Myanmar’s once-sleepy coffee industry reborn as ‘premium’ origin

MANDALAY, Myanmar — The Southeast Asian nation of Myanmar is making waves in the coffee business, thanks to a climate and topography that lends itself to coffee growing and new technology from abroad that has improved the quality of its beans.

This has brought Myanmar recognition as a producer of high-grade, “specialty” coffees with unique flavors.

In early February, 35 members of the All Japan Coffee Roasters Association, an industry group, visited a processing plant in Pyin Oo Lwin, a highland village 1,100 meters above sea level about 70km east of the central city of Mandalay. The visit was led by Yutaka Shibata, president of Key Coffee.

Mandalay Coffee Group, founded in 2014, runs the plant. It has two functions, one of which is to process the beans. It collects coffee cherries from farmers in the area and the neighboring state of Shan. The red fruit is stripped of its pulp — a layer just beneath the outer skin that encases the bean — dried and milled. Various steps in processing create flavors unique to each type of bean.

The other function is to evaluate the quality of the beans. With the help of experts from the Specialty Coffee Association of America, the company has developed ways to process coffee cherries from each farm separately and classify them.

One method is “cupping,” evaluating the aroma and flavor of brewed coffee under set conditions, a bit like a wine taster does with wine. During the visit by the Japanese group, one participant tasted several coffees, describing their flavors with phrases such as “a waft of sweetness like chocolate or nuts,” and “bright acidity similar to apple or lemon.”

Once standards were in place, quality began to improve. In 2016, Myanmar produced its first coffee variety to exceed 80 points on the SCAA cupping scale and was designated a “specialty coffee.”

Myanmar has a long history as a coffee producer, growing both high- and low-grade beans, according to Amy VanNocker, an SCAA expert sent to work with Mandalay Coffee Group. By putting in place clear evaluation criteria, selection of beans became stricter and quality improved quickly, she said.

In richer consuming countries, there is growing interest in premium “third wave” coffees brewed to bring out the unique characteristics of the beans. And demand for coffee grown in exotic locales is rising. Myanmar beans have caught the eye of coffee companies in the U.S., Europe and Japan.
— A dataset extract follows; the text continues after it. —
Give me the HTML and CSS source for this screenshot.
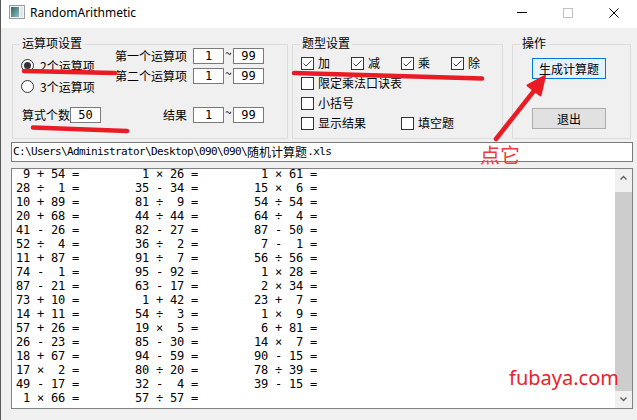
FILE: index.html
```html
<!DOCTYPE html>
<html>
<head>
<meta charset="utf-8">
<link rel="stylesheet" href="styles.css">
</head>
<body>
<div class="win">
  <div class="titlebar">
    <svg class="appicon" width="16" height="14" viewBox="0 0 16 14">
      <defs><linearGradient id="ig" x1="0" y1="0" x2="1" y2="1"><stop offset="0" stop-color="#2f6a55"/><stop offset="1" stop-color="#8fbccd"/></linearGradient></defs>
      <rect x="0.5" y="0.5" width="15" height="13" fill="#f3f3f3" stroke="#9c9c9c"/>
      <rect x="2" y="2" width="8" height="10" fill="url(#ig)"/>
      <rect x="11" y="2" width="3" height="10" fill="#e2e6e8"/>
    </svg>
    <span class="title">RandomArithmetic</span>
    <div class="ctrls">
      <div class="ctrl"><svg width="10" height="10"><path d="M0 4.5H10" stroke="#000"/></svg></div>
      <div class="ctrl"><svg width="10" height="10"><rect x="0.5" y="0.5" width="9" height="9" fill="none" stroke="#c2c2c2"/></svg></div>
      <div class="ctrl"><svg width="10" height="10"><path d="M0.5 0.5L9.5 9.5M9.5 0.5L0.5 9.5" stroke="#000"/></svg></div>
    </div>
  </div>

  <div class="client">
    <div class="groups">
      <div class="group g1">
        <span class="gtitle">运算项设置</span>
        <div class="g1-top">
          <div class="radios">
            <div class="radio-row"><span class="radio on"></span>2个运算项</div>
            <div class="radio-row"><span class="radio"></span>3个运算项</div>
          </div>
          <div class="ranges">
            <div class="range"><span class="range-label">第一个运算项</span><span class="num">1</span><span class="tilde">~</span><span class="num">99</span></div>
            <div class="range"><span class="range-label">第二个运算项</span><span class="num">1</span><span class="tilde">~</span><span class="num">99</span></div>
          </div>
        </div>
        <div class="g1-bottom">
          <span class="count-label">算式个数</span><span class="num">50</span>
          <div class="range result"><span class="range-label">结果</span><span class="num">1</span><span class="tilde">~</span><span class="num">99</span></div>
        </div>
      </div>

      <div class="group g2">
        <span class="gtitle">题型设置</span>
        <div class="cb-row">
          <div class="cb-cell w50"><span class="cb"><svg width="11" height="11" viewBox="0 0 11 11"><path d="M1.5 5.5L4 8L9.5 2.5" stroke="#444" fill="none"/></svg></span>加</div>
          <div class="cb-cell w50"><span class="cb"><svg width="11" height="11" viewBox="0 0 11 11"><path d="M1.5 5.5L4 8L9.5 2.5" stroke="#444" fill="none"/></svg></span>减</div>
          <div class="cb-cell w50"><span class="cb"><svg width="11" height="11" viewBox="0 0 11 11"><path d="M1.5 5.5L4 8L9.5 2.5" stroke="#444" fill="none"/></svg></span>乘</div>
          <div class="cb-cell w50"><span class="cb"><svg width="11" height="11" viewBox="0 0 11 11"><path d="M1.5 5.5L4 8L9.5 2.5" stroke="#444" fill="none"/></svg></span>除</div>
        </div>
        <div class="cb-row"><div class="cb-cell"><span class="cb"></span>限定乘法口诀表</div></div>
        <div class="cb-row"><div class="cb-cell"><span class="cb"></span>小括号</div></div>
        <div class="cb-row">
          <div class="cb-cell w100"><span class="cb"></span>显示结果</div>
          <div class="cb-cell"><span class="cb"></span>填空题</div>
        </div>
      </div>

      <div class="group g3">
        <span class="gtitle">操作</span>
        <div class="btn primary">生成计算题</div>
        <div class="btn plain">退出</div>
      </div>
    </div>

    <div class="path">C:\Users\Administrator\Desktop\090\090\<span class="cjk">随机计算题</span>.xls</div>

    <div class="output">
      <div class="eqs">
        <span> 9 + 54 =</span><span> 1 × 26 =</span><span> 1 × 61 =</span>
        <span>28 ÷  1 =</span><span>35 - 34 =</span><span>15 ×  6 =</span>
        <span>10 + 89 =</span><span>81 ÷  9 =</span><span>54 ÷ 54 =</span>
        <span>20 + 68 =</span><span>44 ÷ 44 =</span><span>64 ÷  4 =</span>
        <span>41 - 26 =</span><span>82 - 27 =</span><span>87 - 50 =</span>
        <span>52 ÷  4 =</span><span>36 ÷  2 =</span><span> 7 -  1 =</span>
        <span>11 + 87 =</span><span>91 ÷  7 =</span><span>56 ÷ 56 =</span>
        <span>74 -  1 =</span><span>95 - 92 =</span><span> 1 × 28 =</span>
        <span>87 - 21 =</span><span>63 - 17 =</span><span> 2 × 34 =</span>
        <span>73 + 10 =</span><span> 1 + 42 =</span><span>23 +  7 =</span>
        <span>14 + 11 =</span><span>54 ÷  3 =</span><span> 1 ×  9 =</span>
        <span>57 + 26 =</span><span>19 ×  5 =</span><span> 6 + 81 =</span>
        <span>26 - 23 =</span><span>85 - 30 =</span><span>14 ×  7 =</span>
        <span>18 + 67 =</span><span>94 - 59 =</span><span>90 - 15 =</span>
        <span>17 ×  2 =</span><span>80 ÷ 20 =</span><span>78 ÷ 39 =</span>
        <span>49 - 17 =</span><span>32 -  4 =</span><span>39 - 15 =</span>
        <span> 1 × 66 =</span><span>57 ÷ 57 =</span>
      </div>
      <div class="scroll">
        <div class="sb-btn"><svg width="7" height="5" viewBox="0 0 7 5"><path d="M0.5 4.5L3.5 1.5L6.5 4.5" stroke="#606060" stroke-width="1.4" fill="none"/></svg></div>
        <div class="sb-track"><div class="thumb"></div></div>
        <div class="sb-btn"><svg width="7" height="5" viewBox="0 0 7 5"><path d="M0.5 0.5L3.5 3.5L6.5 0.5" stroke="#606060" stroke-width="1.4" fill="none"/></svg></div>
      </div>
    </div>
  </div>

  <svg class="marks" width="637" height="420" viewBox="0 0 637 420">
    <g stroke="#ea1b25" stroke-width="4.5" stroke-linecap="round" fill="none">
      <path d="M24 71L115 73"/>
      <path d="M33 127.5L127 131"/>
      <path d="M294 73L482 78.5"/>
      <path d="M496 139L537 87"/>
    </g>
    <polygon points="545,76 527.5,85.5 540.5,95.5" fill="#ea1b25" stroke="#ea1b25" stroke-width="2" stroke-linejoin="round"/>
  </svg>
  <div class="note">点它</div>
  <div class="wm">fubaya.com</div>
</div>
</body>
</html>
```

FILE: styles.css
```css
* { box-sizing: border-box; }
body {
  margin: 0;
  background: #f0f0f0;
  font-family: "Noto Sans CJK SC", "Noto Sans", sans-serif;
  font-size: 12px;
  line-height: 16px;
  color: #000;
}
.win {
  position: relative;
  width: 637px;
  height: 420px;
  border-left: 1px solid #585858;
  background: #f0f0f0;
  overflow: hidden;
}
.titlebar {
  height: 28px;
  background: #fff;
  display: flex;
  align-items: flex-start;
}
.appicon { margin: 5px 0 0 8px; }
.title {
  margin: 5px 0 0 5px;
  font-family: "Noto Sans", sans-serif;
  font-size: 12px;
  line-height: 16px;
}
.ctrls { margin-left: auto; display: flex; }
.ctrl {
  width: 46px;
  height: 28px;
  display: flex;
  justify-content: center;
  padding-top: 8px;
}
.ctrl svg { display: block; }

.client { padding: 16px 0 0 10px; }
.groups { display: flex; margin-left: 1px; }
.group {
  position: relative;
  border: 1px solid #dcdcdc;
  height: 95px;
}
.gtitle {
  position: absolute;
  top: -10px;
  left: 7px;
  padding: 0 2px;
  background: #f0f0f0;
  line-height: 16px;
  white-space: nowrap;
}
.g1 { width: 276px; padding-top: 3px; }
.g2 { width: 211px; margin-left: 4px; padding-top: 8px; }
.g3 { width: 119px; margin-left: 9px; padding: 13px 0 0 19px; }

.g1-top { display: flex; }
.radios { width: 102px; padding-top: 7px; }
.radio-row {
  height: 21px;
  display: flex;
  align-items: center;
  padding-left: 8px;
  white-space: nowrap;
}
.radio {
  width: 13px;
  height: 13px;
  border: 1px solid #333;
  border-radius: 50%;
  background: #fff;
  margin-right: 6px;
  display: flex;
  align-items: center;
  justify-content: center;
}
.radio.on::after {
  content: "";
  width: 7px;
  height: 7px;
  border-radius: 50%;
  background: #333;
}
.ranges { display: flex; flex-direction: column; gap: 4px; }
.range { display: flex; align-items: center; height: 16px; }
.range-label {
  width: 72px;
  text-align: right;
  margin-right: 6px;
  white-space: nowrap;
}
.num {
  width: 31px;
  height: 16px;
  border: 1px solid #7a7a7a;
  background: #fff;
  font-family: "DejaVu Sans Mono", monospace;
  font-size: 12px;
  line-height: 14px;
  text-align: center;
}
.tilde {
  width: 9px;
  padding-left: 1px;
  align-self: flex-start;
  line-height: 10px;
}
.g1-bottom {
  display: flex;
  align-items: center;
  margin-top: 10px;
  padding-left: 9px;
}
.count-label { width: 48px; white-space: nowrap; }
.result { margin-left: 14px; }

.cb-row { display: flex; height: 20px; align-items: center; }
.cb-cell {
  display: flex;
  align-items: center;
  padding-left: 8px;
  white-space: nowrap;
}
.w50 { width: 50px; }
.w100 { width: 100px; }
.cb {
  width: 13px;
  height: 13px;
  border: 1px solid #333;
  background: #fff;
  margin-right: 4px;
  flex: none;
}
.cb svg { display: block; }

.btn {
  width: 74px;
  height: 21px;
  display: flex;
  align-items: center;
  justify-content: center;
}
.btn.primary { border: 1px solid #0078d7; background: #e5f1fb; }
.btn.plain { border: 1px solid #adadad; background: #e1e1e1; margin-top: 29px; }

.path {
  margin-top: 3px;
  width: 622px;
  height: 20px;
  border: 1px solid #7a7a7a;
  background: #fff;
  padding-left: 1px;
  display: flex;
  align-items: center;
  font-family: "DejaVu Sans Mono", monospace;
  font-size: 11px;
  letter-spacing: -0.62px;
  white-space: pre;
}
.path .cjk {
  font-family: "Noto Sans CJK SC", sans-serif;
  font-size: 12px;
  letter-spacing: 0;
}

.output {
  margin-top: 6px;
  width: 622px;
  height: 241px;
  border: 1px solid #828282;
  background: #fff;
  display: flex;
  overflow: hidden;
}
.eqs {
  flex: 1;
  margin-top: -2px;
  padding-left: 4px;
  display: grid;
  grid-template-columns: repeat(3, 119px);
  grid-auto-rows: 14px;
  font-family: "DejaVu Sans Mono", monospace;
  font-size: 12px;
  line-height: 14px;
  letter-spacing: -0.22px;
}
.eqs span { white-space: pre; }
.scroll {
  width: 17px;
  display: flex;
  flex-direction: column;
  background: #f0f0f0;
}
.sb-btn {
  height: 17px;
  display: flex;
  align-items: center;
  justify-content: center;
}
.sb-btn svg { display: block; }
.sb-track { flex: 1; padding-top: 6px; }
.thumb { height: 100%; background: #cdcdcd; }

.marks {
  position: absolute;
  left: -1px;
  top: 0;
  pointer-events: none;
}
.note {
  position: absolute;
  left: 479px;
  top: 145px;
  font-family: "Noto Sans CJK SC", sans-serif;
  font-size: 20px;
  line-height: 20px;
  color: #ee3b3b;
}
.wm {
  position: absolute;
  left: 508px;
  top: 368px;
  font-family: "Noto Sans", sans-serif;
  font-size: 20px;
  line-height: 20px;
  color: #e8232b;
}
```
Just a few years ago, almost no one considered Myanmar a serious coffee-growing country. But that is changing: “I got a strong impression that [Mandalay Coffee Group] was introducing new methods one after another, to try to catch up with the world” Shibata said after the touring the plant.

As demand has risen, so has the price of Myanmar’s beans. According to a local newspaper, the price of beans for export has more than doubled versus two years ago to $3,000-$7,000 per ton.

But the country’s production is still dwarfed by that of its neighbors. In fiscal 2016, it produced 8,500 tons, compared with 1.7 million tons in Vietnam and Indonesia’s 650,000 tons, according to Myanmar government data. The government hopes to increase the amount of land under coffee cultivation to 80,000 hectares by 2030, up from 12,000 hectares at present, turning coffee into a major export.

Coffee bean output has been increasing globally, particularly in Southeast Asia. According to the U.N.’s Food and Agriculture Organization, worldwide production grew 13% between 2006 and 2016, to 9.22 million tons.

In Southeast Asia, production expanded nearly twice as fast, rising 25% during the same period, to 2.36 million tons in 2016, thanks to rapidly growing markets such as China. The region now accounts for a quarter of global output and it grows twice as much as Africa, where coffee is thought to have come from.

Vietnam is a rising star. Its production has risen by a factor of 58 in the last 30 years. The country overtook Indonesia and the Philippines in the 1990s and is now the world’s second-largest producer, after Brazil. Laos is also gaining ground, more than doubling production to 140,000 tons versus five years ago.

Though Myanmar’s specialty coffees are increasingly drawing attention, “output is way too small” for big coffee companies to use in their blends and other products, said Key Coffee’s Shibata.

The problem is productivity. According to the FAO, Myanmar’s output per hectare is only around 26% that of Vietnam’s. However, the country has a vast amount of highland suitable for coffee farming. With better technology from overseas, the coffee industry could flourish.